Make sure to leave enough time to have a look around in general, as it is a fine tumblr for the mathematically and statistically inclined, well, for those with practical inclinations!

30 Things I've Done at Startups »

via bufr:

  1. I wrote and pushed code to the production servers on my first day at work.
  2. To: team@company.com Message: “Just checked in 10,000 attendees on our new iPhone app I finished last night.” 
  3. I have had pixie sticks and Red Bull as a meal.
  4. I was in the room as…

I just found my way to a tumblr with a “coding title” that isn’t about programming, well, not the nitty gritty parts. It is The Bufr Overflow tumblr.

The problem with Big Data

evilmartini:

So today I’m unleashing my pent up rage on the “Big Data” crew; devotees and neophytes alike.

You do not have a big data problem. You have a functional ignorance problem.

Go back and read that a few times if necessary. Or to put it another way:

“Before you turned to big data, did you first try ‘small data’(tm)”

Or to put it yet a third and more direct way

“What’s your question?”

Most people who are “turning to big data” in their time of need don’t even know the question that they are questing for. As a result, many of the current “big data” set (pun intended) are collecting exabytes of data to hide their collective ignorance…

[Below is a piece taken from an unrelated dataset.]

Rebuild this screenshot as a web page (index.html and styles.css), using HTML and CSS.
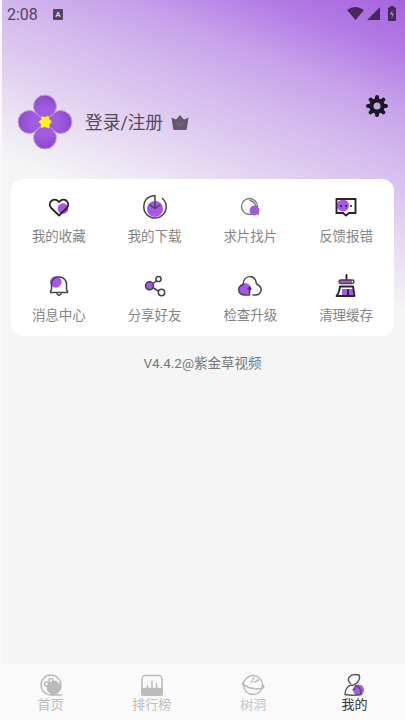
FILE: index.html
```html
<!DOCTYPE html>
<html lang="zh-CN">
<head>
<meta charset="utf-8">
<title>我的</title>
<link rel="stylesheet" href="styles.css">
</head>
<body>
<div class="app">
  <header class="status">
    <span class="time">2:08</span>
    <span class="badge">A</span>
    <svg class="signals" width="52" height="18" viewBox="0 0 52 18"><path d="M1 5Q9-1 18 5L9.500 15ZM21 15L34 2V15Z"/><path d="M44 1h4v1.500h2V16h-8V2.500h2Z"/><path class="bolt" d="M46.500 4.500L44 9.500h2l-.5 4 2.500-5h-2Z"/></svg>
  </header>

  <section class="profile">
    <svg class="avatar" width="56" height="56" viewBox="0 0 56 56">
      <defs><radialGradient id="petal" gradientUnits="userSpaceOnUse" cx="28" cy="28" r="28"><stop offset="0" stop-color="#a45be0"/><stop offset=".5" stop-color="#a05cdf"/><stop offset="1" stop-color="#8a47cf"/></radialGradient></defs>
      <g fill="url(#petal)" stroke="#c9a9c8">
        <path d="M28 28C23 22 16.500 19 16.500 12.500A11.500 11.500 0 0 1 39.500 12.500C39.500 19 33 22 28 28Z"/>
        <path d="M28 28C34 23 37 16.500 43.500 16.500A11.500 11.500 0 0 1 43.500 39.500C37 39.500 34 33 28 28Z"/>
        <path d="M28 28C33 34 39.500 37 39.500 43.500A11.500 11.500 0 0 1 16.500 43.500C16.500 37 23 34 28 28Z"/>
        <path d="M28 28C22 33 19 39.500 12.500 39.500A11.500 11.500 0 0 1 12.500 16.500C19 16.500 22 23 28 28Z"/>
      </g>
      <path class="core" d="M24.500 22l3.500 1 3.500-1.500 .5 3.500 3 2.500-2.500 3-.5 4-4-1.500-4 1 0-3.500-2.500-3 3-2Z"/>
    </svg>
    <span class="login">登录/注册</span>
    <svg class="crown" width="18" height="17" viewBox="0 0 18 17"><path d="M.5 3.500l4.500 2 4-4.500 4 4.500 4.500-2-1.500 11q0 1.500-1.500 1.500h-11Q2 16 2 14.500Z"/><path class="crown-mark" d="M5.500 8.500L9 12l3.500-3.500"/></svg>
    <svg class="gear" width="24" height="24" viewBox="-12 -12 24 24"><g stroke="#1d1723" stroke-width="4" stroke-linecap="round"><path d="M0-9V9M-9 0H9M-6.400-6.400L6.400 6.400M6.400-6.400L-6.400 6.400"/></g><circle r="7.800" fill="#1d1723"/><circle r="3.500" fill="#c6a3e9"/></svg>
  </section>

  <main class="card">
    <div class="item"><svg viewBox="0 0 28 28"><circle class="spot" cx="18" cy="15.500" r="5.300"/><path class="heavy" d="M14 22.500L6 14.700C2 9.500 9 3 14 9C19 3 26 9.500 22 14.700Z"/></svg><span>我的收藏</span></div>
    <div class="item"><svg viewBox="0 0 28 28"><circle class="spot" cx="14" cy="16" r="8"/><path d="M14 15.500V2.500C6 3 2.800 8 2.800 13.500A11.200 11.200 0 1 0 21.500 5.500M9 12l5 3.500 5-3.500"/></svg><span>我的下载</span></div>
    <div class="item"><svg viewBox="0 0 28 28"><circle class="thin" cx="13.500" cy="13.500" r="8"/><path class="thin" d="M14 7.500Q19 8.500 19.500 13"/><circle class="spot" cx="18.500" cy="17.500" r="5"/><path class="thin" d="M20.500 13l-3 5.500h3l2 3"/></svg><span>求片找片</span></div>
    <div class="item"><svg viewBox="0 0 28 28"><circle class="spot" cx="11" cy="12.500" r="6"/><path class="heavy square" d="M4.500 6h19v14H17l-3 2.500-3-2.500H4.500Z"/><path class="dots" d="M9 13h.1M14 13h.1M19 13h.1"/></svg><span>反馈报错</span></div>
    <div class="item"><svg viewBox="0 0 28 28"><circle class="spot" cx="10.800" cy="10" r="5.800"/><path d="M6.500 18v-5.500A7 6.500 0 0 1 13 5h2A7 7 0 0 1 21.500 12.500V18l1 1v1.500h-17V19ZM12 22l2 1.500 2-1.500"/></svg><span>消息中心</span></div>
    <div class="item"><svg viewBox="0 0 28 28"><path d="M9 14L17 7.500M9 14L20 20.500"/><circle class="spot ring" cx="8.500" cy="13.800" r="4"/><circle class="hole" cx="17.500" cy="7" r="2.600"/><circle class="hole" cx="20.500" cy="20.500" r="3.200"/></svg><span>分享好友</span></div>
    <div class="item"><svg viewBox="0 0 28 28"><circle class="spot" cx="9" cy="17" r="6"/><path d="M13.500 23H9C1 23 1 13.500 7 13C7.500 2 20 2 20.500 12C28 15.500 25.500 23 19 23H17M13.500 23V15.500M12 17l1.500-2 1.500 2"/></svg><span>检查升级</span></div>
    <div class="item"><svg viewBox="0 0 28 28"><path class="spot" d="M8 8h12v3.500H8ZM10 17h11v7H10Z"/><path class="heavy" d="M14.500 3V8"/><rect class="bar" x="7" y="8" width="15" height="3.500" rx="1.700"/><path class="heavy" d="M8 14.500h13L22.500 24H4.500q3-3.500 3.500-9.500ZM16 23.500V18"/></svg><span>清理缓存</span></div>
  </main>

  <p class="version">V4.4.2@紫金草视频</p>

  <nav class="tabs">
    <div class="tab"><svg viewBox="0 0 24 24"><circle cx="12" cy="12" r="10"/><circle class="fill" cx="14.500" cy="14.500" r="6.300"/><circle class="hole" cx="12" cy="7.500" r="2"/><circle class="hole" cx="7.500" cy="11" r="2"/><path d="M13 22h10"/></svg><span>首页</span></div>
    <div class="tab"><svg viewBox="0 0 24 24"><path class="fill" d="M2 15.500h20V22H2Z"/><rect x="2" y="2.500" width="20" height="19.500" rx="3.500"/><path d="M7.500 15v-3M12 15V7.500M16.500 15V10"/></svg><span>排行榜</span></div>
    <div class="tab dim"><svg viewBox="0 0 24 24"><circle cx="12" cy="12" r="9.500"/><path d="M2.500 9Q0 12 3.500 12.500Q11 17 20.500 15.500Q24 15 22 12M10 10l3-5.500M13 9.500l5-3"/></svg><span>树洞</span></div>
    <div class="tab active"><svg viewBox="0 0 24 24"><circle class="spot" cx="16.500" cy="17" r="5.500"/><path d="M9 11C3 6 8 0 17 2C19 6 15 11 11.500 12C6 12 3 16 3 21.500Q11 23 19 21.500Q19.500 14 13 12.500M10.500 17l3-2"/></svg><span>我的</span></div>
  </nav>
</div>
</body>
</html>
```
FILE: styles.css
```css
* { box-sizing: border-box; }
body { margin: 0; }

.app {
  width: 405px;
  height: 720px;
  display: flex;
  flex-direction: column;
  padding-right: 2px;
  border-left: 2px solid #faf8fc;
  background: linear-gradient(201deg, #a763df 0, #b27be4 50px, #c69fea 100px, #d4b8ed 150px, #dfcdf0 200px, #eae1f4 245px, #f5f5f5 292px);
  color: #777;
  font-family: Roboto, "Noto Sans CJK SC", sans-serif;
}

.status { display: flex; align-items: center; height: 28px; padding: 0 5px; }
.time { width: 46px; color: #51465d; font-size: 16px; }
.badge {
  width: 10px; height: 11px; border-radius: 1px;
  background: #51465d; color: #ddd0ea;
  font-size: 8px; font-weight: 700; line-height: 11px; text-align: center;
}
.signals { margin-left: auto; fill: #46285f; }
.signals .bolt { fill: #b184dc; }

.profile { display: flex; align-items: center; height: 151px; padding: 37px 0 0 15px; }
.avatar .core { fill: #fbf51b; }
.login { margin: 2px 0 0 12px; color: #55495f; font-size: 17.700px; line-height: 26px; }
.crown { margin: 1px 0 0 8px; fill: #66596f; }
.crown .crown-mark { fill: none; stroke: #857390; }
.gear { margin: -33px 14px 0 auto; }

.card {
  display: grid;
  grid-template: repeat(2, 79px) / repeat(4, 1fr);
  height: 157px;
  margin: 0 9px;
  border-radius: 12px;
  background: #fff;
}
.item { display: flex; flex-direction: column; align-items: center; padding-top: 14px; font-size: 13.500px; line-height: 20px; color: #858585; }
.item svg { width: 28px; height: 28px; margin-bottom: 4.500px; }
.item path, .item circle, .item .bar { fill: none; stroke: #444; stroke-width: 1.500; stroke-linejoin: round; stroke-linecap: round; }
.item .spot { fill: #a855ec; stroke: none; }
.item .ring { stroke: #444; }
.item .hole { fill: #fff; }
.item .heavy { stroke: #292529; stroke-width: 1.900; }
.item .square { stroke-linejoin: miter; }
.item .thin { stroke: #777; stroke-width: 1.300; }
.item .dots { stroke: #292529; stroke-width: 2; }

.version { margin: 17px 0 0; text-align: center; font-size: 13.500px; line-height: 20px; }

.tabs {
  display: grid;
  grid-template-columns: repeat(4, 101.300px);
  justify-content: center;
  height: 56px;
  margin: auto -2px 0 0;
  padding-right: 2px;
  background: #fafafa;
}
.tab { display: flex; flex-direction: column; align-items: center; padding-top: 9px; color: #bbb; font-size: 13px; line-height: 18px; }
.tab svg { width: 24px; height: 24px; margin-bottom: -1px; fill: none; stroke: #bbb; stroke-width: 1.500; }
.tab .fill { fill: #bbb; }
.tab .hole { fill: #fafafa; }
.tab.dim { color: #c4c4c4; }
.tab.active { color: #333; }
.tab.active svg { stroke: #555; }
.tab .spot { fill: #a855ec; stroke: none; }
```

Start-ups are cheapening the term by using it to prop up and endless series of questionable business models and generally bad ideas.

The companies that are at the forefront of “Big Data” are there because they are solving interesting problems - at scale. Most people mistake problems at scale for the scale of their problems. What do I mean by this? Consider, Google set out to build a system that could search the web and help you find the information you wanted when you wanted it. They did not set out to build a business on top of map reduce… Netflix started out with the mission of helping me find the movies that I want to watch and get them to me… They didn’t start out with the mission of becoming the leader in applied machine learning and recommendations. The product provides the reason for the technology. 

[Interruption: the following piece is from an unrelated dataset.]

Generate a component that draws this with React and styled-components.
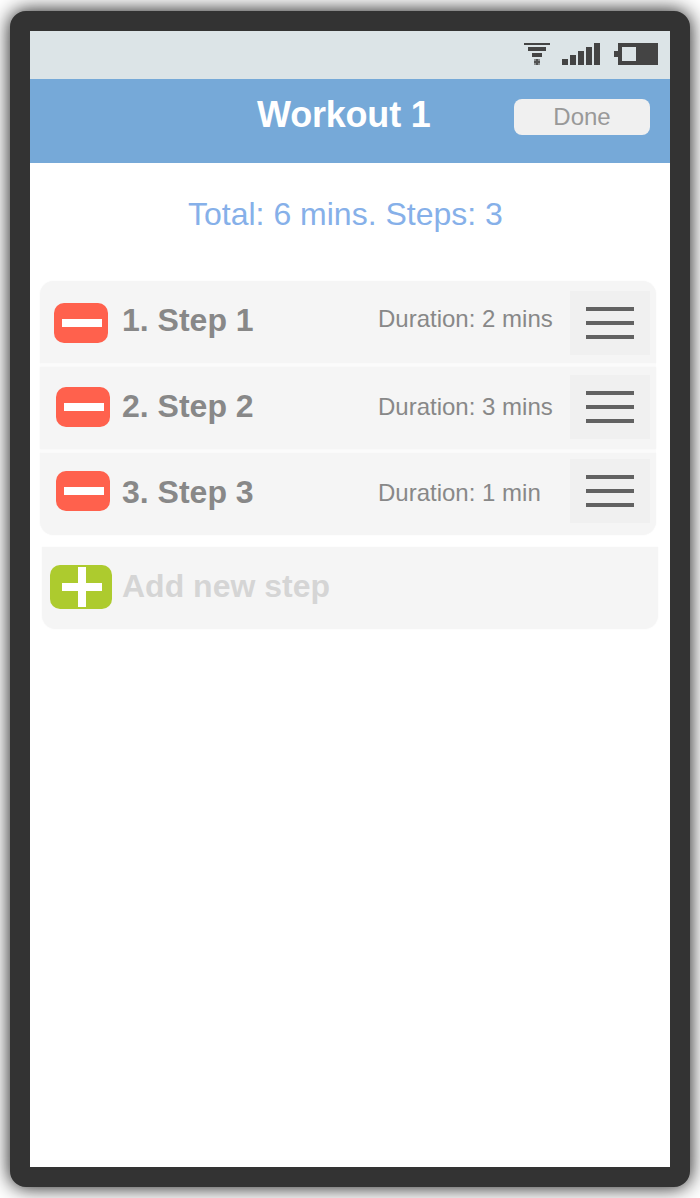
import React from "react";
import styled, { createGlobalStyle } from "styled-components";

const GlobalStyle = createGlobalStyle`
  * { box-sizing: border-box; }
  body {
    margin: 0;
    background: #fff;
    font-family: "Liberation Sans", Arial, sans-serif;
    overflow: hidden;
  }
  button { border: 0; padding: 0; margin: 0; font: inherit; }
`;

const Page = styled.div`
  width: 700px;
  height: 1198px;
  padding: 11px 10px;
  overflow: hidden;
`;

const Phone = styled.main`
  width: 680px;
  height: 1176px;
  border: 20px solid #333;
  border-radius: 16px;
  background: #fff;
  box-shadow: 0 0 20px rgba(0, 0, 0, 0.95);
  display: flex;
  flex-direction: column;
`;

const StatusBar = styled.div`
  height: 48px;
  padding: 12px 12px 0 0;
  background: #dce4e7;
  display: flex;
  justify-content: flex-end;
  align-items: flex-start;
  svg { display: block; fill: #444; }
`;

const WifiIcon = styled.svg`margin-right: 12px;`;
const SignalIcon = styled.svg`margin-right: 14px;`;

const Header = styled.header`
  height: 84px;
  background: #76a9d8;
  display: grid;
  grid-template-columns: 227px 257px 136px;
  align-items: start;
`;

const Title = styled.h1`
  margin: 15px 0 0;
  font-size: 36px;
  line-height: 41px;
  font-weight: bold;
  letter-spacing: -0.2px;
  color: #fff;
  white-space: nowrap;
`;

const DoneButton = styled.button`
  margin-top: 20px;
  height: 36px;
  border-radius: 8px;
  background: #f0f0f0;
  color: #999;
  font-size: 24px;
  line-height: 36px;
`;

const Summary = styled.p`
  margin: 33px 0 0 158px;
  font-size: 32px;
  line-height: 36px;
  color: #86b0e9;
  white-space: nowrap;
`;

const StepList = styled.ul`
  list-style: none;
  margin: 49px 14px 0 10px;
  padding: 0;
  display: flex;
  flex-direction: column;
  gap: 4px;
  background: #fbfbfb;
  border-radius: 14px;
`;

const Row = styled.li`
  height: 82px;
  background: #f5f5f5;
  box-shadow: 0 0 2px #f5f5f5;
  display: grid;
  grid-template-columns: 82px 256px 192px 80px;
  align-items: start;
  &:first-child { border-radius: 14px 14px 0 0; }
  &:last-child { border-radius: 0 0 14px 14px; }
`;

const AddRow = styled.div`
  height: 82px;
  margin: 12px 12px 0;
  background: #f5f5f5;
  box-shadow: 0 0 2px #f5f5f5;
  border-radius: 0 0 14px 14px;
  display: grid;
  grid-template-columns: 80px 1fr;
  align-items: start;
`;

const RemoveButton = styled.button`
  width: 54px;
  height: 40px;
  margin: ${(p) => p.$top}px 0 0 ${(p) => p.$left}px;
  border-radius: 10px;
  background: #ff614d;
  svg { display: block; margin: 16px 0 0 8px; }
  display: flex;
  align-items: flex-start;
`;

const AddButton = styled.button`
  width: 62px;
  height: 44px;
  margin: 18px 0 0 8px;
  border-radius: 10px;
  background: #adcb2e;
  display: flex;
  align-items: flex-start;
  svg { display: block; margin: 2px 0 0 12px; }
`;

const StepName = styled.span`
  margin-top: ${(p) => p.$top}px;
  font-size: 32px;
  line-height: 36px;
  font-weight: bold;
  color: ${(p) => (p.$muted ? "#d5d5d5" : "#888")};
  white-space: nowrap;
`;

const Duration = styled.span`
  margin-top: ${(p) => p.$top}px;
  font-size: 24px;
  line-height: 27px;
  color: #888;
  white-space: nowrap;
`;

const DragHandle = styled.button`
  width: 80px;
  height: 64px;
  margin-top: ${(p) => p.$top}px;
  background: #f0f0f0;
  display: flex;
  flex-direction: column;
  align-items: center;
  justify-content: center;
  gap: 10px;
`;

const HandleLine = styled.span`
  width: 48px;
  height: 4px;
  background: #626262;
`;

const steps = [
  { name: "Step 1", time: "2 mins", left: 14, remove: 22, label: 21, duration: 24, handle: 10 },
  { name: "Step 2", time: "3 mins", left: 16, remove: 20, label: 21, duration: 26, handle: 8 },
  { name: "Step 3", time: "1 min", left: 16, remove: 18, label: 21, duration: 26, handle: 6 },
];

export default function App() {
  return (
    <Page>
      <GlobalStyle />
      <Phone>
        <StatusBar>
          <WifiIcon width="26" height="22" shapeRendering="crispEdges">
            <path d="M0 0h26v2H0zM4 4h18v4H4zM8 10h10v4H8z" />
            <path d="M10 16h6v6h-6z" opacity="0.55" />
            <path d="M12 16h2v2h2v2h-2v2h-2v-2h-2v-2h2z" opacity="0.8" />
          </WifiIcon>
          <SignalIcon width="38" height="22" shapeRendering="crispEdges">
            <path d="M0 16h6v6H0zM8 12h6v10H8zM16 8h6v14h-6zM24 4h6v18h-6zM32 0h6v22h-6z" />
          </SignalIcon>
          <svg width="44" height="22" shapeRendering="crispEdges">
            <path fillRule="evenodd" d="M4 0h40v22H4v-8H0V8h4zM8 4v14h14V4z" />
          </svg>
        </StatusBar>
        <Header>
          <span />
          <Title>Workout 1</Title>
          <DoneButton>Done</DoneButton>
        </Header>
        <Summary>Total: 6 mins. Steps: 3</Summary>
        <StepList>
          {steps.map((s, i) => (
            <Row key={s.name}>
              <RemoveButton $top={s.remove} $left={s.left} aria-label="Remove">
                <svg width="40" height="8"><path fill="#fff" d="M0 0h40v8H0z" /></svg>
              </RemoveButton>
              <StepName $top={s.label}>{`${i + 1}. ${s.name}`}</StepName>
              <Duration $top={s.duration}>Duration: {s.time}</Duration>
              <DragHandle $top={s.handle} aria-label="Reorder">
                <HandleLine />
                <HandleLine />
                <HandleLine />
              </DragHandle>
            </Row>
          ))}
        </StepList>
        <AddRow>
          <AddButton aria-label="Add">
            <svg width="40" height="40"><path fill="#fff" d="M16 0h8v16h16v8H24v16h-8V24H0v-8h16z" /></svg>
          </AddButton>
          <StepName $top={21} $muted>Add new step</StepName>
        </AddRow>
      </Phone>
    </Page>
  );
}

What we now call machine learning, was called descriptive statistics in the ’60s and ’70s…

    Models often have hidden flaws that only get exposed in the real world. Your model can be fine with test data, but break on production data. The sad part is that you won’t know that it’s broken until your auto suggestion algorithm starts recommending home Euthanasia kits to people searching for elder care books.

    This post isn’t to vilify every company that mentions data analysis as being core to their product… This post is an attempt to throw the wet blanket of reality onto the bonfire of investment that seems to be throwing perfectly good VC cash down the drain in the hopes that analyzing the data from your last game-mechanic-social-coupon-buying hot thing will finally have them making money instead of spending it….

    Three places to look before you hit big data

    Classical descriptive statistics.

    Every time you map reduce without drawing a box plot, God murders a marmoset. For most data sets, starting with box plots and histograms does no harm and provides valuable insight on how to proceed. Far too often, we have one tiny nail to drive and you reach for a gigantic sledge hammer.

    Simulation

    Computers are awesome at simulating things… Instead of recording down every possible piece of information - try recording a little bit of information and simulating the rest. This very technique lies at the heart of one of the more powerful techniques in the statistical tool box: Monte Carlo Simulation.

    Ignore it and it Might go Away/ be unimportant

    That’s right - my favorite technique is to go focus on something else: Like your business model… Some questions just aren’t that important or intriguing. Let me revise that: MOST questions just aren’t that important. Are you asking questions that are central to improving your product or service?

    We live in interesting times for data. If we are careful with the ideas that now available to us, and the terms we use to describe them, data big and small will start driving decisions that can help everyone.

    If we continue down this road of using “big data” as a crutch for weak business models and terrible “products” … VCs, investors and industry will see our statistically driven ideas as mere tech-bubble snake oil.

    Fewer women in technology now than in 1991

    I was reminded of an article I read a few months ago about the “real reason women quit engineering.” Stemming The Tide: Why Women Leave Engineering summarizes the findings of a University of Wisconsin-Milwaukee study of 3,700 women with engineering degrees.

    They found that just one in four women who had left the field reported doing so to spend more time with family. And, unsurprisingly:

    Women engineers who were treated in a condescending, patronizing manner, and were belittled and undermined by their supervisors and co-workers were most likely to want to leave their organizations.

    News such as this can’t inspire young women to go into these fields…

    What percentage of women are participating in the more technical side of technology companies? Vastly fewer than men. According to U.S. government statistics, women accounted for 36 percent of IT professionals in 1991. They now account for only 25 percent of same.

    In an article last year in the Wall Street Journal [regarding] the lack of women in venture-backed startups:

    Only about 11% of U.S. firms with venture-capital backing in 2009 had current or former female CEOs or female founders… Start-up incubator Y Combinator has had just 14 female founders among the 208 firms it has funded.

    The “where-are-all-the-women” meme is familiar… But in start-up land, where the good idea is supposed to trump social status and everything else, the lack of women in positions of authority stands out.

    — Excerpt: Tech really is a man’s world 

    by Linda Forrest, Business Insider (August 2011)

    Admitting failure »

    The following is a quote from a clever sort named James Barnes (for full post see link above):

    The development community is failing to learn from failure. Instead of recognizing these experiences as learning opportunities, we hide them away out of fear and embarrassment.

    and admittingfailure.com is a website his post makes mention of.

    It seems worth a glance for aspiring start-up types. Not as a scare tactic, more as a “this is the way of the world, but it can still turn out alright in the end” alert.